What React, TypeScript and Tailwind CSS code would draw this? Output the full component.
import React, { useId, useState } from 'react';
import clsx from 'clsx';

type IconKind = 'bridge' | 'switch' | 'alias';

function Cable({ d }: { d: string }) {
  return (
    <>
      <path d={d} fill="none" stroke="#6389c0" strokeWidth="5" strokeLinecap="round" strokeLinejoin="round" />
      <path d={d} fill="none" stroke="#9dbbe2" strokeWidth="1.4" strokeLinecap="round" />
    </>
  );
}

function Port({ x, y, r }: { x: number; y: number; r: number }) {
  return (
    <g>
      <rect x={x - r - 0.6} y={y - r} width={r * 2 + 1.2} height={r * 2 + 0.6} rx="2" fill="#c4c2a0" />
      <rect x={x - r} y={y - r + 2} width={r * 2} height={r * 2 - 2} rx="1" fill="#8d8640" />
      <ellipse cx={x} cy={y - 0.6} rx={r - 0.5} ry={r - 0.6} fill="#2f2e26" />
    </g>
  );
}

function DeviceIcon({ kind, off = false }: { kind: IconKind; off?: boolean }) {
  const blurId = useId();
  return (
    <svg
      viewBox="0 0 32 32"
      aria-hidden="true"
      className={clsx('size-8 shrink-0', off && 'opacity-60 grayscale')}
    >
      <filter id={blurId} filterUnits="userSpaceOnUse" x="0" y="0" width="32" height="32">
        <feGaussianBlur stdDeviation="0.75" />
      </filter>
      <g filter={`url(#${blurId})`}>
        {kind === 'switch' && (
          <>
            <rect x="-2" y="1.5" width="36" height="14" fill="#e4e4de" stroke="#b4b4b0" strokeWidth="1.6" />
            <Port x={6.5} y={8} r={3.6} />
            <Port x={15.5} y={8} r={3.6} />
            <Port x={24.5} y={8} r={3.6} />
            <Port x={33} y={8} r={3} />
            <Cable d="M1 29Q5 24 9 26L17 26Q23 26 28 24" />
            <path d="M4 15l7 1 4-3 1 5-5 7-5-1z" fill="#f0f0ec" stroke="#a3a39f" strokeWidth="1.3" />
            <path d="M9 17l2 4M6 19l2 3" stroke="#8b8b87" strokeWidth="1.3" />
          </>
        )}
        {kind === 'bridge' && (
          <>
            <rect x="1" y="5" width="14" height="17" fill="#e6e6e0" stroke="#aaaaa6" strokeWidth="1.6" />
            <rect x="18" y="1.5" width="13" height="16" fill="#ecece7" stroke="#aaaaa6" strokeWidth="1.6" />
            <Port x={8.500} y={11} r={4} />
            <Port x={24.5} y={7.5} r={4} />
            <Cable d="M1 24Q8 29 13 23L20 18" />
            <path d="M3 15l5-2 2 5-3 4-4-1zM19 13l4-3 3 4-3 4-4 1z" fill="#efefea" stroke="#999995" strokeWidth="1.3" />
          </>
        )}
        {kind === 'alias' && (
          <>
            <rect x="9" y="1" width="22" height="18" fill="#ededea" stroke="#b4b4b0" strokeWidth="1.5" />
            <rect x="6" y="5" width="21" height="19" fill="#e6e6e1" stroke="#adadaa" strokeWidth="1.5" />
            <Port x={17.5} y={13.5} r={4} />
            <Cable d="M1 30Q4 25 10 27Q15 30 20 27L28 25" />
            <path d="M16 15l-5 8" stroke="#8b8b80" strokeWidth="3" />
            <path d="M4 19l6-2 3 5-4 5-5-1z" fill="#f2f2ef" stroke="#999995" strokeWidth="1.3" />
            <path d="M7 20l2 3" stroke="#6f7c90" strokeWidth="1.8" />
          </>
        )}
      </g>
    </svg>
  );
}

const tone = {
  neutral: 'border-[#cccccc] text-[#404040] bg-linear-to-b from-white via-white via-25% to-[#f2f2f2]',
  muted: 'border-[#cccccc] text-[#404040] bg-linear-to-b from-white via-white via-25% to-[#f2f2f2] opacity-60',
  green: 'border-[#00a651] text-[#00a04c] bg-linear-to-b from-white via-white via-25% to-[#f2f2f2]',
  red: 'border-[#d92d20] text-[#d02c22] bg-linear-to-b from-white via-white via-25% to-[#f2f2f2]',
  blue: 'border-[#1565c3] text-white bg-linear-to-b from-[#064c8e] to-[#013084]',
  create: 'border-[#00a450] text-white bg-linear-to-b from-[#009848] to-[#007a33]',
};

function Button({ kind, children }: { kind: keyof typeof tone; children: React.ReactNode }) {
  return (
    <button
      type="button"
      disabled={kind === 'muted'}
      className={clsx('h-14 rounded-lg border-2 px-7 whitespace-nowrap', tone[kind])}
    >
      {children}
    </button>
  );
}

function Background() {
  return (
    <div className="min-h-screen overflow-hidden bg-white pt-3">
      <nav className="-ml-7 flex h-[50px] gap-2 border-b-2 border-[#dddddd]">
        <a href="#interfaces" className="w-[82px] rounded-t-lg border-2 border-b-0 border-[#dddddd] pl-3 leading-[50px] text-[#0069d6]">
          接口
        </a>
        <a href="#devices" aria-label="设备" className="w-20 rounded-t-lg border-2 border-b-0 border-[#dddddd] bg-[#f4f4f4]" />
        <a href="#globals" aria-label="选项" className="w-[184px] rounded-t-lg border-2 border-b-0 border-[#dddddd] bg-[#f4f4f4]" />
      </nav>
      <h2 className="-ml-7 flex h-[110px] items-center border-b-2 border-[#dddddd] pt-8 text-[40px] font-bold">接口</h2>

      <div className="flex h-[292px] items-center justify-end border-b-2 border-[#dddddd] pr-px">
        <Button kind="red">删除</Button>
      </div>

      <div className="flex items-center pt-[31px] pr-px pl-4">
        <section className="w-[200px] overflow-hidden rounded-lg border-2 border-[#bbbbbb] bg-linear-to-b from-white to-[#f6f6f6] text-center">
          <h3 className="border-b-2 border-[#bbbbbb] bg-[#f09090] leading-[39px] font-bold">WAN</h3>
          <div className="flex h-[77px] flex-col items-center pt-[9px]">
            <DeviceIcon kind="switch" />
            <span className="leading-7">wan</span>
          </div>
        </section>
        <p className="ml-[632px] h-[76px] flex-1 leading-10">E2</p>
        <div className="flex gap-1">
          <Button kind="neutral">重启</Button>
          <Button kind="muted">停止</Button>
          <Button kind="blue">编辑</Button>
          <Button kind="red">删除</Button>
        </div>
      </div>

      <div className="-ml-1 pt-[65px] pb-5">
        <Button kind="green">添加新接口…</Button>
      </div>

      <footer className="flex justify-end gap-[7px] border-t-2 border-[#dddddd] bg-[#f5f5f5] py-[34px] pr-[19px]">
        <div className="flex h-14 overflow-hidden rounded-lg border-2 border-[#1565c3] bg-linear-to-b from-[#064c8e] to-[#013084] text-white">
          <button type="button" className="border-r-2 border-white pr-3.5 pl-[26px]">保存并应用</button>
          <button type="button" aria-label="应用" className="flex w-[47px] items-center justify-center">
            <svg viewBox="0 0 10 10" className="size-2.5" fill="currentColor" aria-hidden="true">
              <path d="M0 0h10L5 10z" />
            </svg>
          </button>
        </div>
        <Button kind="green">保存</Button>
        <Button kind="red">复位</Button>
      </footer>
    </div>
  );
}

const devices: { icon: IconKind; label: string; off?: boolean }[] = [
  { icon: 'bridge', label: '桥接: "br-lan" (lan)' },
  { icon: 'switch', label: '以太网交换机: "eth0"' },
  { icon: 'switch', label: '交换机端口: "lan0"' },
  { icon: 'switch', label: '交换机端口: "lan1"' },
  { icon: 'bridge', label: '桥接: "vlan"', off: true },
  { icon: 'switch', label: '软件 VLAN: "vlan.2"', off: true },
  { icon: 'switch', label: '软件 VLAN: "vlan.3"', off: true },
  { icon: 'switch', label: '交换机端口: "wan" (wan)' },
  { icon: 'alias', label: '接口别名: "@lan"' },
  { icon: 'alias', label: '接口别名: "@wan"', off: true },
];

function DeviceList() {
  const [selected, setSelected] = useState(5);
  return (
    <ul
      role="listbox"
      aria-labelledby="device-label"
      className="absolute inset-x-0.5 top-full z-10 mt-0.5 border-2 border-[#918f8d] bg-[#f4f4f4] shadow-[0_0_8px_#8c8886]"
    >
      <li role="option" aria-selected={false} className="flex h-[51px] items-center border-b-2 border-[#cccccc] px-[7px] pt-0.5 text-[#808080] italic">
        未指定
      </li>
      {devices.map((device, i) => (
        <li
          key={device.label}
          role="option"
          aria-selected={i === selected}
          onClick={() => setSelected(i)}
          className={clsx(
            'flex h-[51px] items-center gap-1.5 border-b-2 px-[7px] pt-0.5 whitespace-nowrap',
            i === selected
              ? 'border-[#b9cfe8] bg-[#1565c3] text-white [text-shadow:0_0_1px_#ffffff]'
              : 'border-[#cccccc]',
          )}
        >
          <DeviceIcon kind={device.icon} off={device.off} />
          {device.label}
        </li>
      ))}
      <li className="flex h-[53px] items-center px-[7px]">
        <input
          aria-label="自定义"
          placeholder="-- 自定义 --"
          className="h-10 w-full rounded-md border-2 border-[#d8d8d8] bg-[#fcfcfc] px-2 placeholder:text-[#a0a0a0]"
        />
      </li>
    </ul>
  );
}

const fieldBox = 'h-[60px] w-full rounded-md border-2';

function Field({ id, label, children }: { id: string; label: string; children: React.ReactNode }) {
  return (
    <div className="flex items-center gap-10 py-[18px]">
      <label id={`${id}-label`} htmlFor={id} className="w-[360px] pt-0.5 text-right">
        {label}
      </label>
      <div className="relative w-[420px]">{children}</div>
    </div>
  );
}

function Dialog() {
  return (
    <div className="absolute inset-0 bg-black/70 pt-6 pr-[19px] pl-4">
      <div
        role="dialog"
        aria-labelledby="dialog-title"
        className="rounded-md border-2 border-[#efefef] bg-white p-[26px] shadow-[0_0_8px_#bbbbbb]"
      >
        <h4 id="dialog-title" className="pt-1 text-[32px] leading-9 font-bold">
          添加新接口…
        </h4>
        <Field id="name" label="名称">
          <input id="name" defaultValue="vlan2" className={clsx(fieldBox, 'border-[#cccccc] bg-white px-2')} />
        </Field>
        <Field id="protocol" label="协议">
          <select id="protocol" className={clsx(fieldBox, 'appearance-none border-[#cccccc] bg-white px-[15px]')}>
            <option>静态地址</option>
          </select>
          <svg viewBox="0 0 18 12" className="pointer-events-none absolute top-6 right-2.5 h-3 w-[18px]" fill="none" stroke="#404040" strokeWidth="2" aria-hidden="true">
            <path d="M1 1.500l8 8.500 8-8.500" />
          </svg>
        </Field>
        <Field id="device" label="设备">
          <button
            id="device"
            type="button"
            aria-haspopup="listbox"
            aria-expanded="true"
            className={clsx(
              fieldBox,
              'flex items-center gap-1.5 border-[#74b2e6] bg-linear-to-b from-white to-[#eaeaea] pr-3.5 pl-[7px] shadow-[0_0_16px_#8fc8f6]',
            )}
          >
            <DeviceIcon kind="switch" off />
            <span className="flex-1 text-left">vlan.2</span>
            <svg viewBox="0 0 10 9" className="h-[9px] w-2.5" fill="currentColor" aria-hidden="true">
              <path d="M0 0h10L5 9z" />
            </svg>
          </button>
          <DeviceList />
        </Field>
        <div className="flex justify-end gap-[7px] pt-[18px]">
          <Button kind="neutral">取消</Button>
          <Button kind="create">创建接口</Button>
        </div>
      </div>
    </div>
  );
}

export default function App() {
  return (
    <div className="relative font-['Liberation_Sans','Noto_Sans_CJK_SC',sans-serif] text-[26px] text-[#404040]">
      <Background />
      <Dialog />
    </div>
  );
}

━━━━

### SET TASK
Report all lines of the data above that include the string "full".

### RESULT
What React, TypeScript and Tailwind CSS code would draw this? Output the full component.
      className="absolute inset-x-0.5 top-full z-10 mt-0.5 border-2 border-[#918f8d] bg-[#f4f4f4] shadow-[0_0_8px_#8c8886]"
          className="h-10 w-full rounded-md border-2 border-[#d8d8d8] bg-[#fcfcfc] px-2 placeholder:text-[#a0a0a0]"
const fieldBox = 'h-[60px] w-full rounded-md border-2';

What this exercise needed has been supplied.